En nuestro mundo vivimos acostumbrados a los artículos de usar y tirar y que no
alcanzamos a hacerlos nuestros. Así sucede con ciertas formas de espiritualidad
más o menos de moda que nos prometen que nos “sentiremos bien”
enseguida, o que tendremos éxito social, y en las que es difícil discernir la
verdadera espiritualidad de la mera higiene mental.
El
Evangelio de hoy es una parábola contra el desánimo. Con ellas nos está
llamando a la confianza en Dios, que es el que ha iniciado la obra buena y que
Él mismo llevará a término. La obra buena es la siembra del amor, del servicio,
de la semilla de la Palabra. Cuantas veces le gritaré a un hijo: ¿Hasta cuando
te lo tengo que repetir? ¿Cuando te vas a enterar de lo que hacen tus padres? La
aparente falta de éxito, la exasperante lentitud del amor, tiene que ver con la
lógica del mismo, que encuentra en esta imagen agrícola su mejor modelo.
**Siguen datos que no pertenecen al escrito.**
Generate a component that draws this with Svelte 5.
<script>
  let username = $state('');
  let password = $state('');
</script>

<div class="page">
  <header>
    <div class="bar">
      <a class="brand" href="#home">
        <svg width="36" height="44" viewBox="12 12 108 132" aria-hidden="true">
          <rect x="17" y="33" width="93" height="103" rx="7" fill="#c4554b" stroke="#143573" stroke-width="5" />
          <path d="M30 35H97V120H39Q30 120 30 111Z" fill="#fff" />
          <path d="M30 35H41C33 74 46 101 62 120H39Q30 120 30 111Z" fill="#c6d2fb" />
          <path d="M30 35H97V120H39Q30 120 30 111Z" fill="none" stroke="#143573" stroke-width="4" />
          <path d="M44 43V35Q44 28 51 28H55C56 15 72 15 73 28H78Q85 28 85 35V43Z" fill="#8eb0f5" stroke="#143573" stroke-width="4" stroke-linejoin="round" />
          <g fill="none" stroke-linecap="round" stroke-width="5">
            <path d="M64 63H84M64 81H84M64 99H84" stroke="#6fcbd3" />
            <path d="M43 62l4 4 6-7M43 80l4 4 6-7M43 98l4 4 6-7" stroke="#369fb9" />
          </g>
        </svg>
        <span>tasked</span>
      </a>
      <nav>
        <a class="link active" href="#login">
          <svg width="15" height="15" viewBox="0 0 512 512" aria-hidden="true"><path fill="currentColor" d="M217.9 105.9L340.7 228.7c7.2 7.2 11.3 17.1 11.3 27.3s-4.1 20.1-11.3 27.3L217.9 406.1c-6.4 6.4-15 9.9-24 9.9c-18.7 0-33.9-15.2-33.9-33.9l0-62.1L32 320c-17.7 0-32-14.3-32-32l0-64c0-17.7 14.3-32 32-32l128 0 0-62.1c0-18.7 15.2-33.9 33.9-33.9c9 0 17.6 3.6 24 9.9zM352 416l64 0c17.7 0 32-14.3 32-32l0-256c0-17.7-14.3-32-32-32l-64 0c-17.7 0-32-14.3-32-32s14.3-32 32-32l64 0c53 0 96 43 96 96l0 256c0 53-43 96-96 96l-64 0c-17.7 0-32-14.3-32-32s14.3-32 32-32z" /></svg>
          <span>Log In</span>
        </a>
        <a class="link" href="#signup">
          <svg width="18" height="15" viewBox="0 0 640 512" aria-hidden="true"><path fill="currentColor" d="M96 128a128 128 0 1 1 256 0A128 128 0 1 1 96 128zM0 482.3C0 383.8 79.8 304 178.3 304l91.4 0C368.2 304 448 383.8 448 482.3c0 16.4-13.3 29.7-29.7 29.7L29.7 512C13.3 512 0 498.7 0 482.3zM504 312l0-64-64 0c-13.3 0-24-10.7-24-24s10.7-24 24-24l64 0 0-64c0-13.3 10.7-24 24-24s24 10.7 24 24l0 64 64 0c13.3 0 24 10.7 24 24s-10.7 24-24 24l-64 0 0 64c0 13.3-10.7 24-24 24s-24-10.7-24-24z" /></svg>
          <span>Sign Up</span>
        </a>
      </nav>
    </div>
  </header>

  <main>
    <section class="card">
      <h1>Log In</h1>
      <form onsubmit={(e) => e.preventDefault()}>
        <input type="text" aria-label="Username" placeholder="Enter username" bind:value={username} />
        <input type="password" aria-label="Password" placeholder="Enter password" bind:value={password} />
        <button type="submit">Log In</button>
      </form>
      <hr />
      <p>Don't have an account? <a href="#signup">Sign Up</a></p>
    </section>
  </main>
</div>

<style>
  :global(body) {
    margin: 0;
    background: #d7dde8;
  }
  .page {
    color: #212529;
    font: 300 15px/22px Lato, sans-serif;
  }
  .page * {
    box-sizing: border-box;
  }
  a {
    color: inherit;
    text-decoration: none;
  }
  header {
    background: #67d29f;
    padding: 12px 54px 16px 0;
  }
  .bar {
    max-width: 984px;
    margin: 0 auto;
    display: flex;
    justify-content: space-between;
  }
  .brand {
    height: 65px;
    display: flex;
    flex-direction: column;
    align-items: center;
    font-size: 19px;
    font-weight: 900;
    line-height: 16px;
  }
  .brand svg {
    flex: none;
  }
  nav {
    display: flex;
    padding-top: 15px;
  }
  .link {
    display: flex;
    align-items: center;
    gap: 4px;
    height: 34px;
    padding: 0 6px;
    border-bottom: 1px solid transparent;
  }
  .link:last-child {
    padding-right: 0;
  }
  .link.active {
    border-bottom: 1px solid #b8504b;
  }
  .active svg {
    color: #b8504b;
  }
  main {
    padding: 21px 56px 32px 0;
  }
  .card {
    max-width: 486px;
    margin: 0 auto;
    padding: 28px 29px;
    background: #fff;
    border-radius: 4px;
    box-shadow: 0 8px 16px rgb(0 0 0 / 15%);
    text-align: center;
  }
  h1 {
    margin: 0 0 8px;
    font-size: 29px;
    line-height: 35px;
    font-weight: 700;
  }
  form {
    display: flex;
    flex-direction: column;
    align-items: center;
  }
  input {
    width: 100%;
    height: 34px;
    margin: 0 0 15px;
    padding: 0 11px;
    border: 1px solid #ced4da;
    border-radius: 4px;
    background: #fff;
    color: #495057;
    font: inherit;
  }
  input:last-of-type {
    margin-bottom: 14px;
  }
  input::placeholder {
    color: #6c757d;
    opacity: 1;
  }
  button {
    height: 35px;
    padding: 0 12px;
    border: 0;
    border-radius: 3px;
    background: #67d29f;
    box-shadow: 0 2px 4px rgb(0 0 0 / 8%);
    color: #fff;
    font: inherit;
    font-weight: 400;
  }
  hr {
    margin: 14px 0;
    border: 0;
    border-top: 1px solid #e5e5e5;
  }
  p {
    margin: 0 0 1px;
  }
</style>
Sembrar la semilla y esperar sus frutos es un proceso largo, trabajoso, que
requiere mucha paciencia, en el que hay periodos prolongados de aparente
esterilidad, en los que “no pasa nada”, en los que “nada se ve”. Nos
impacientamos, nos da la impresión de que un gesto de amor sin esperar nada a
cambio no da resultados.
¿Tenemos
que entender estas palabras de Pablo, y las parábolas de Jesús, como una
llamada a la pasividad, a no hacer nada, a esperar sentados? Al contrario.
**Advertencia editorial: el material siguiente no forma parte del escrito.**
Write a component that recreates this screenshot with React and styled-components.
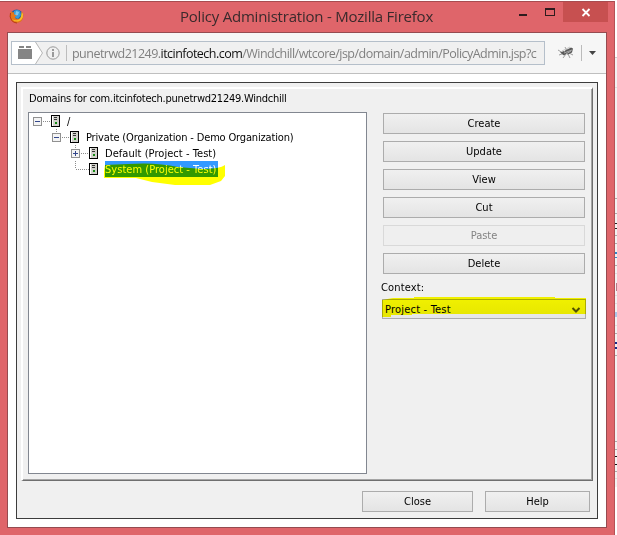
import React from "react";
import styled, { createGlobalStyle } from "styled-components";

const Global = createGlobalStyle`
  * { box-sizing: border-box; }
  html, body { margin: 0; background: #fff; overflow: hidden; }
`;

const Desktop = styled.div`
  display: flex;
  align-items: flex-start;
  width: 617px;
  height: 535px;
  padding-top: 1px;
  overflow: hidden;
  font: 11px/16px "DejaVu Sans Condensed", "DejaVu Sans", sans-serif;
  color: #000;
`;

const Window = styled.div`
  width: 615px;
  height: 534px;
  flex: none;
  background: #df656a;
  border-top: 1px solid #a84c50;
  border-right: 1px solid #b45256;
`;

const TitleBar = styled.header`
  display: flex;
  height: 30px;
  padding-left: 9px;
`;

const FirefoxIcon = styled.svg`
  flex: none;
  margin-top: 6px;
`;

const Title = styled.h1`
  width: 255px;
  margin: 0 0 0 156px;
  font: 400 15px/29px "Open Sans", "Noto Sans", sans-serif;
  letter-spacing: ${(p) => p.$tracking}px;
  color: #3a2a2c;
  white-space: nowrap;
`;

const WindowControls = styled.svg`
  flex: none;
  margin-left: 74px;
`;

const Client = styled.main`
  width: 600px;
  height: 496px;
  margin-left: 7px;
  background: #fff;
  border: 1px solid #954b50;
`;

const Toolbar = styled.nav`
  display: flex;
  height: 41px;
  padding: 8px 0 0 3px;
  background: #f6f6f6;
  border-bottom: 1px solid #bfbfbf;
`;

const UrlBox = styled.div`
  display: flex;
  flex: none;
  width: 534px;
  height: 24px;
  border: 1px solid #b5bfca;
  background: #f0f0f0;
`;

const Identity = styled.svg`
  flex: none;
`;

const UrlText = styled.div`
  width: 469px;
  margin-left: 4px;
  overflow: hidden;
  font: 12.5px/24px "Open Sans", "Noto Sans", sans-serif;
  letter-spacing: ${(p) => p.$tracking}px;
  white-space: nowrap;
  color: #808080;
  b { font-weight: 400; color: #111; }
`;

const Applet = styled.section`
  width: 582px;
  height: 437px;
  margin: 8px 0 0 8px;
  padding: 4px;
  background: #f0f0f0;
  border: 1px solid #3c3c3c;
`;

const Group = styled.div`
  width: 572px;
  height: 394px;
  padding-left: 5px;
  border-style: solid;
  border-width: 2px 1px 1px 2px;
  border-color: #fff #6f6f6f #6f6f6f #fff;
  box-shadow: inset -1px -1px #a5a5a5;
`;

const GroupTitle = styled.div`
  height: 23px;
  padding: 1px 0 0 1px;
  line-height: 17px;
  letter-spacing: ${(p) => p.$tracking}px;
  white-space: nowrap;
`;

const Columns = styled.div`
  display: flex;
`;

const Tree = styled.div`
  position: relative;
  width: 339px;
  height: 362px;
  padding: 0 0 0 4px;
  background: #fff;
  border: 1px solid #828790;
`;

const TreeRow = styled.div`
  display: flex;
  height: 16px;
  padding-left: ${(p) => p.$depth * 19}px;
`;

const NodeGlyph = styled.svg`
  flex: none;
`;

const Label = styled.span`
  height: 16px;
  margin-left: 2px;
  padding-right: ${(p) => (p.$selected ? 2 : 0)}px;
  line-height: 17px;
  letter-spacing: ${(p) => p.$tracking || 0}px;
  white-space: nowrap;
  background: ${(p) => (p.$selected ? "#3399ff" : "transparent")};
  color: ${(p) => (p.$selected ? "#fff" : "#000")};
`;

const Marker = styled.svg`
  position: absolute;
  left: ${(p) => p.$x}px;
  top: ${(p) => p.$y}px;
  mix-blend-mode: multiply;
  pointer-events: none;
`;

const Actions = styled.div`
  display: flex;
  flex-direction: column;
  gap: 7px;
  width: 204px;
  margin-left: 15px;
  padding-top: 1px;
`;

const Button = styled.button`
  width: ${(p) => p.$width}px;
  height: 21px;
  padding: 0;
  border: 1px solid ${(p) => (p.disabled ? "#d9d9d9" : "#acacac")};
  background: ${(p) => (p.disabled ? "#efefef" : "linear-gradient(#f0f0f0, #e4e4e4)")};
  color: ${(p) => (p.disabled ? "#838383" : "#000")};
  font: inherit;
  line-height: 19px;
`;

const ActionButton = styled(Button)`
  margin-left: 1px;
`;

const ContextLabel = styled.label`
  height: 16px;
  margin: -2px 0 0 -1px;
  line-height: 18px;
  letter-spacing: 0.15px;
`;

const Select = styled.div`
  position: relative;
  display: flex;
  justify-content: space-between;
  align-items: center;
  height: 20px;
  margin-top: -3px;
  padding: 2px 4px 0 2px;
  border: 1px solid #acacac;
  background: linear-gradient(#f0f0f0, #e5e5e5);
  letter-spacing: 0.2px;
`;

const Footer = styled.footer`
  display: flex;
  justify-content: flex-end;
  gap: 12px;
  padding: 10px 3px 0 0;
`;

const Backdrop = styled.aside`
  width: 2px;
  height: 534px;
  background: #fff;
`;

const Node = ({ expanded, first, last }) => (
  <NodeGlyph width="32" height="16" shapeRendering="crispEdges">
    <g stroke="#8c8c8c" strokeDasharray="1 1" fill="none">
      {!first && <path d="M4.5 0V8" />}
      {!last && <path d="M10 8.5H18" />}
      {last && <path d="M4.5 8.5H18" />}
    </g>
    {!last && (
      <g>
        <rect x="0" y="4" width="9" height="9" fill="#919191" />
        <rect x="1" y="5" width="7" height="7" fill="#f4f4f4" />
        <rect x="2" y="8" width="5" height="1" fill="#34488c" />
        {!expanded && <rect x="4" y="6" width="1" height="5" fill="#34488c" />}
      </g>
    )}
    <rect x="18" y="2" width="9" height="12" fill="#000" />
    <rect x="19" y="3" width="7" height="10" fill="#d2d2cc" />
    <rect x="19" y="3" width="1" height="10" fill="#fff" />
    <rect x="21" y="4" width="3" height="1" fill="#333" />
    <rect x="21" y="6" width="3" height="1" fill="#333" />
    <rect x="22" y="9" width="2" height="2" fill="#148a14" />
  </NodeGlyph>
);

const nodes = [
  { label: "/", depth: 0, expanded: true, first: true },
  { label: "Private (Organization - Demo Organization)", depth: 1, expanded: true, tracking: -0.16 },
  { label: "Default (Project - Test)", depth: 2, tracking: 0.05 },
  { label: "System (Project - Test)", depth: 2, last: true, selected: true, tracking: 0.03 },
];

const actions = ["Create", "Update", "View", "Cut", "Paste", "Delete"];

const edgeMarks = [
  [57, "#ccc"], [87, "#ddd"], [198, "#aaa"], [213, "#aaa"], [235, "#aaa"],
  [243, "#aaa"], [265, "#aaa"], [273, "#ddd"], [295, "#ddd"], [303, "#ddd"],
  [325, "#ddd"], [333, "#aaa"], [355, "#aaa"], [441, "#aaa"], [449, "#aaa"],
  [456, "#111"], [464, "#111"], [471, "#aaa"], [478, "#ddd"],
];

export default function App() {
  return (
    <>
      <Global />
      <Desktop>
        <Window>
          <TitleBar>
            <FirefoxIcon width="15" height="17" viewBox="0 0 15 17">
              <circle cx="7.7" cy="8" r="6.4" fill="#235aa0" />
              <path d="M5 3Q8 1 11 3L12 7 9 11 5 9Z" fill="#3a9ad8" />
              <path d="M7 3l3 1-1 3-3 1Z" fill="#7fc7ec" />
              <path d="M2 3Q-.5 8 2 12.2Q5 16 10 14.6Q15.4 12.2 14.2 5.5L12.6 3Q13.5 10 9.3 11Q6 11 5.8 8.8L8 7.6 5 6.2 4.8 3.7 3.6 4.5Z" fill="#e87818" />
              <path d="M14 6Q14.5 12 9 13.5Q5 14 3 11Q5 12.6 8 12.3Q12.5 11.5 12.6 4Z" fill="#f5bd28" />
              <path d="M1.5 5Q.3 9 2.7 12.5Q5 15 8 15" stroke="#b53b18" fill="none" />
            </FirefoxIcon>
            <Title $tracking={-0.22}>Policy Administration - Mozilla Firefox</Title>
            <WindowControls width="99" height="22">
              <path d="M10 12h8v2h-8z" fill="#2e1c1e" />
              <path d="M36 6h10v8H36zM37 8v5h8V8z" fill="#2e1c1e" fillRule="evenodd" />
              <rect x="54" y="0" width="45" height="20" fill="#c75050" />
              <path d="M73.5 7L80.5 14M80.5 7L73.5 14" stroke="#fff" strokeWidth="1.8" />
            </WindowControls>
          </TitleBar>
          <Client>
            <Toolbar>
              <UrlBox>
                <Identity width="56" height="22" viewBox="0 0 56 22">
                  <path d="M0 0H23L30 11 23 22H0Z" fill="#fff" />
                  <path d="M23.5 0L30.5 11 23.5 22" fill="none" stroke="#b8b8b8" />
                  <path d="M7 4h5v2H7zM14 4h5v2h-5zM6 7h14v10H6z" fill="#858585" />
                  <circle cx="41" cy="11" r="6.2" fill="none" stroke="#999" />
                  <path d="M40 7h2v2h-2zM40 10h2v5h-2z" fill="#999" />
                  <path d="M54.5 3V19" stroke="#bdbdbd" />
                </Identity>
                <UrlText $tracking={-0.53}>
                  punetrwd21249.<b>itcinfotech.com</b>/Windchill/wtcore/jsp/domain/admin/PolicyAdmin.jsp?c
                </UrlText>
              </UrlBox>
              <svg width="54" height="24">
                <g stroke="#777" fill="none" strokeWidth=".7">
                  <path d="M13 9l5 3M14 14l6-2M18 17l3-4M20 6l2 4M25 17l-2-4M28 14l-4-2" />
                </g>
                <path d="M15 11.5l4-1.5 3 2-3 2.5ZM20 9.5l6-3 2 1-1 4-4 2-3-1Z" fill="#5a5a5a" />
                <path d="M17 10l8-4M19 12l8-3M21 13l5-3" stroke="#bbb" strokeWidth=".8" />
                <path d="M36.5 4V20" stroke="#bbb" />
                <path d="M44 10h7l-3.5 4z" fill="#444" />
              </svg>
            </Toolbar>
            <Applet>
              <Group>
                <GroupTitle $tracking={-0.24}>Domains for com.itcinfotech.punetrwd21249.Windchill</GroupTitle>
                <Columns>
                  <Tree>
                    {nodes.map((n) => (
                      <TreeRow key={n.label} $depth={n.depth}>
                        <Node expanded={n.expanded} first={n.first} last={n.last} />
                        <Label $selected={n.selected} $tracking={n.tracking}>{n.label}</Label>
                      </TreeRow>
                    ))}
                    <Marker $x={74} $y={49} width="124" height="25">
                      <path d="M2 3L25 2Q53 0 75 5L99 7Q117 7 122 3V14L118 19 107 23H72L49 20 33 16H1V9Z" fill="#ff0" />
                    </Marker>
                  </Tree>
                  <Actions>
                    {actions.map((a) => (
                      <ActionButton key={a} $width={202} disabled={a === "Paste"}>{a}</ActionButton>
                    ))}
                    <ContextLabel>Context:</ContextLabel>
                    <Select>
                      Project - Test
                      <svg width="10" height="8">
                        <path d="M1.5 2L5 5.5 8.5 2" stroke="#505050" strokeWidth="2" fill="none" />
                      </svg>
                      <Marker $x={-1} $y={-3} width="204" height="20">
                        <path d="M0 3L11 1H32V0H173V1H204V17H30V18H9V20H0Z" fill="#ff0" />
                      </Marker>
                    </Select>
                  </Actions>
                </Columns>
              </Group>
              <Footer>
                <Button $width={111}>Close</Button>
                <Button $width={105}>Help</Button>
              </Footer>
            </Applet>
          </Client>
        </Window>
        <Backdrop>
          <svg width="2" height="534" shapeRendering="crispEdges">
            <rect y="56" width="2" height="430" fill="#f2f2f2" />
            {edgeMarks.map(([y, fill]) => (
              <rect key={y} y={y - 1} width="2" height="1" fill={fill} />
            ))}
            <path d="M0 222h2v1H0zM0 227h2v1H0z" fill="#222" />
            <path d="M0 251h2v2H0zM0 256h2v1H0z" fill="#3188c8" />
            <path d="M1 282h1v8H1z" fill="#b97886" />
            <path d="M0 311h2v5H0z" fill="#a9c6e8" />
            <path d="M0 341h2v2H0zM0 346h2v2H0z" fill="#182b88" />
          </svg>
        </Backdrop>
      </Desktop>
    </>
  );
}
Precisamente el que vive en la confianza no pierde el ánimo y pone manos a la
obra; el desanimado es el que baja los brazos. Y es que con nuestras obras
podemos favorecer o perjudicar el crecimiento de la semilla: podemos, siguiendo
con la imagen agrícola, desbrozar la tierra y eliminar las malas hierbas,
podemos regarla y abonarla, podemos, en síntesis, que nuestra tierra acoja
favorablemente la semilla de la palabra; pero podemos también actuar de tal
forma que la ahogue y le impida crecer: por ejemplo, no haciendo nada; o,
todavía peor, sembrando malas semillas. La obra buena iniciada con Dios
requiere de nuestra cooperación, la confianza lleva a una esperanza activa,
constante, responsable y también a algunas renuncias.
Por
ejemplo, también escuchar perseverantemente la Palabra, aunque a veces no la
acabemos de entender; asistir con fidelidad a la reunión eucarística, aunque a
veces “no nos diga nada”; mantener vivo el vínculo con Dios en la oración, pese
a los momentos de sequedad…, son formas de vivir la fe con confianza, esperanza
y responsabilidad que siempre acaban dando fruto. Puede ser que esos frutos se
nos antojen casi insignificantes, ante la magnitud de los problemas y los poderes
del mundo. Pero esa pequeñez insignificante es precisamente a lo que se parece
el Reino de Dios: como el arbusto de la semilla de mostaza; no es un árbol
(como el árbol grandioso que se describe en la primera lectura, una imagen, tal
vez, de nuestros sueños de grandeza), pero es suficiente para que los pájaros
puedan anidar en sus ramas y encontrar así sombra y cobijo.